Die Schräggastro-Recherche gilt deshalb als Königsdisziplin des Journalismus, weil wir uns am nächsten Morgen nur noch schemenhaft an das Erlebte erinnern können. Früher fielen wir dadurch unangenehm auf, dass wir ständig irgendetwas in ein Moleskin kritzelten („Was schreibt ihr da?“ – „Den Einkaufszettel für morgen – Schnaps, Dosenwurst und Knäckebrot.“).

Heute haben wir eine eigene, selbst programmierte Schräggastro-App auf unseren Smartphones, in die wir all die Skizzen und Notizen hacken können, die uns auffallen, bevor wir hackedicht in die Nacht verschwinden.

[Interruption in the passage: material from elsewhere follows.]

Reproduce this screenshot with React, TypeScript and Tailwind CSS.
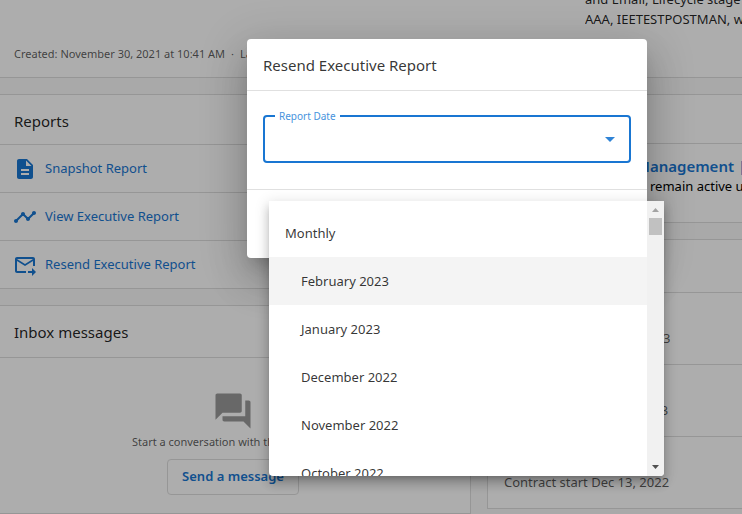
import type { ReactNode } from "react";
import {
  MdArrowDropDown,
  MdDescription,
  MdForum,
  MdOutlineForwardToInbox,
  MdTimeline,
} from "react-icons/md";

const months = [
  "February 2023",
  "January 2023",
  "December 2022",
  "November 2022",
  "October 2022",
];

const contracts = [
  "Contract start Mar 13, 2023",
  "Contract start Feb 13, 2023",
  "Contract start Dec 13, 2022",
];

function ReportLink({ icon, children }: { icon: ReactNode; children: ReactNode }) {
  return (
    <li className="h-12 border-t border-[#dedede]">
      <a href="#" className="flex h-full items-center gap-2 pl-[13px] text-[13px] text-[#1976d2]">
        <span className="text-2xl">{icon}</span>
        {children}
      </a>
    </li>
  );
}

function Page() {
  return (
    <div className="flex h-screen flex-col overflow-hidden bg-[#fafafa] text-black/87">
      <section className="flex h-[78px] shrink-0 justify-between border-b border-[#dedede] bg-white">
        <p className="mt-11 ml-3.5 flex gap-1.5 text-[11px] leading-5 text-black/65">
          <span>Created: November 30, 2021 at 10:41 AM</span>
          <span>·</span>
          <span>Last updated</span>
        </p>
        <p className="-mt-[11px] w-[157px] overflow-hidden text-[13px] leading-5 whitespace-nowrap">
          and Email, Lifecycle stage
          <br />
          AAA, IEETESTPOSTMAN, with
        </p>
      </section>

      <div className="mt-4 flex flex-1 gap-4">
        <div className="flex w-[471px] shrink-0 flex-col gap-4">
          <section className="border-y border-r border-[#dedede] bg-white">
            <h2 className="flex h-[49px] items-center pt-1 pl-3.5 text-[15px]">Reports</h2>
            <ul>
              <ReportLink icon={<MdDescription />}>Snapshot Report</ReportLink>
              <ReportLink icon={<MdTimeline />}>View Executive Report</ReportLink>
              <ReportLink icon={<MdOutlineForwardToInbox />}>Resend Executive Report</ReportLink>
            </ul>
          </section>

          <section className="border-y border-r border-[#dedede] bg-white">
            <h2 className="flex h-[52px] items-center border-b border-[#dedede] pt-0.5 pl-3.5 text-[15px]">
              Inbox messages
            </h2>
            <div className="flex flex-col items-center pt-8 pr-1 pb-[18px]">
              <MdForum className="size-[42px] text-[#9a9a9a]" />
              <p className="mb-[7px] text-[11px] leading-5 text-black/65">
                Start a conversation with this customer
              </p>
              <button
                type="button"
                className="h-9 rounded border border-[#dedede] px-3.5 text-[13px] font-semibold text-[#1976d2]"
              >
                Send a message
              </button>
            </div>
          </section>
        </div>

        <div className="flex min-w-0 flex-1 flex-col gap-4">
          <section className="border-y border-l border-[#dedede] bg-white">
            <div className="h-12" />
            <div className="h-[79px] overflow-hidden border-t border-[#dedede] pt-3 pl-[148px] whitespace-nowrap">
              <a href="#" className="block text-[15px] leading-5 font-semibold text-[#1976d2]">
                Management | Pro
              </a>
              <p className="pl-3.5 text-[13px] leading-5 text-black">remain active until</p>
            </div>
          </section>

          <section className="border-y border-l border-[#dedede] bg-white">
            <div className="h-[52px]" />
            <ul>
              {contracts.map((text) => (
                <li
                  key={text}
                  className="flex h-[72px] items-center border-t border-[#dedede] pt-5 pl-4 text-[13px] text-black/65"
                >
                  {text}
                </li>
              ))}
            </ul>
          </section>
        </div>
      </div>
    </div>
  );
}

function MonthMenu() {
  return (
    <div className="absolute top-[162px] left-[22px] flex h-[275px] w-[395px] overflow-hidden rounded-b-sm bg-white shadow-[0_5px_5px_-3px_rgba(0,0,0,0.2),0_8px_10px_1px_rgba(0,0,0,0.14),0_3px_14px_2px_rgba(0,0,0,0.12)]">
      <div
        className="flex-1 overflow-hidden pt-2 text-[13px] text-black/80"
        role="listbox"
        aria-label="Report Date"
      >
        <div className="flex h-12 items-center px-4 pt-0.5">Monthly</div>
        {months.map((month, i) => (
          <div
            key={month}
            role="option"
            aria-selected={i === 0}
            className="flex h-12 items-center px-8 pt-0.5 aria-selected:bg-[#f4f4f4]"
          >
            {month}
          </div>
        ))}
      </div>
      <div className="flex w-[17px] flex-col items-center bg-[#f1f1f1]">
        <svg className="h-[17px] w-[17px]" viewBox="0 0 17 17" fill="#a3a3a3">
          <path d="M5 11h7L8.500 7z" />
        </svg>
        <div className="h-[17px] w-[13px] bg-[#c1c1c1]" />
        <svg className="mt-auto h-[17px] w-[17px]" viewBox="0 0 17 17" fill="#505050">
          <path d="M5 6h7L8.500 10z" />
        </svg>
      </div>
    </div>
  );
}

export default function App() {
  return (
    <div className="relative font-['Noto_Sans',sans-serif]">
      <Page />
      <div className="absolute inset-0 overflow-hidden bg-black/32 pt-[39px] pl-[247px] text-black/80">
        <div
          role="dialog"
          aria-labelledby="dialog-title"
          className="relative w-[400px] rounded bg-white shadow-[0_11px_15px_-7px_rgba(0,0,0,0.2),0_24px_38px_3px_rgba(0,0,0,0.14),0_9px_46px_8px_rgba(0,0,0,0.12)]"
        >
          <h1
            id="dialog-title"
            className="flex h-13 items-center border-b border-[#e0e0e0] px-4 pt-0.5 text-[15px]"
          >
            Resend Executive Report
          </h1>
          <div className="relative px-4 pt-6 pb-[26px]">
            <label
              htmlFor="report-date"
              className="absolute top-[17px] left-7 bg-white px-1 text-[10px] leading-4 text-[#4793dd]"
            >
              Report Date
            </label>
            <select
              id="report-date"
              defaultValue=""
              className="block h-12 w-full appearance-none rounded border-2 border-[#1976d2] bg-white px-3 text-sm"
            >
              <option value="" />
              {months.map((month) => (
                <option key={month}>{month}</option>
              ))}
            </select>
            <MdArrowDropDown className="pointer-events-none absolute top-9 right-[25px] size-6 text-[#2f83d6]" />
          </div>
          <div className="h-[69px] border-t border-[#e0e0e0]" />
          <MonthMenu />
        </div>
      </div>
    </div>
  );
}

Bei unseren investigativen Rechercheausflügen geht es übrigens nicht darum, sich über eine Randgruppe lustig zu machen. Erstens sind wir selber eine Randgruppe – Stichwort für immer Pforzheim im Herzen – zum anderen hab ich in den Kneipen dieser Stadt schon mehr gelernt als an anderen Orten, die weitaus trostloser sind, das Stuttgarter Rathaus etwa oder mancher VIP-Bereich.

In den Schrägi-Pinten hat man es mit echten Menschen, echtem Leben und echten Problemen zu tun. Man kann ungestraft zu den Scorpions auf der neuen 107,7 mitnicken, man kriegt am Tag der Arbeit einen Willi spendiert und man schnappt Sätze auf, auf die man in der eigenen Beschränktheit nicht gekommen wäre, „das ist ne Traurigkeit, die kannst du dir nicht vorstellen“, hat mir erst vergangene Woche ein Gast im Treff bei Anna in Heslach zugeraunt.

Recht hat er, der Kurt*, der früher im Sozialamt gearbeitet hat, heute in der Agentur für Arbeit schuftet und 50 Kippen am Tag raucht, um das ganze Elend namens Leben ein bisschen erträglicher zu machen. So eine Begegnung gibt mir meist mehr, als dämlicher Smalltalk im Club oder sonst wo. Wie gesagt: einmal Pforzheim, immer Pforzheim.

Die Texte über Schräggastro wiederholen sich natürlich etwas, die Getränke sind beständig (Herrengedeck), die Themen oft dieselben (VfB, Politik ist Scheiße, das Herrenpils von Hofbräu vom Fass aber ganz geil) und schließlich muss man immer aufpassen, dass die Sozialstudien nicht in Elendstourismus kippen.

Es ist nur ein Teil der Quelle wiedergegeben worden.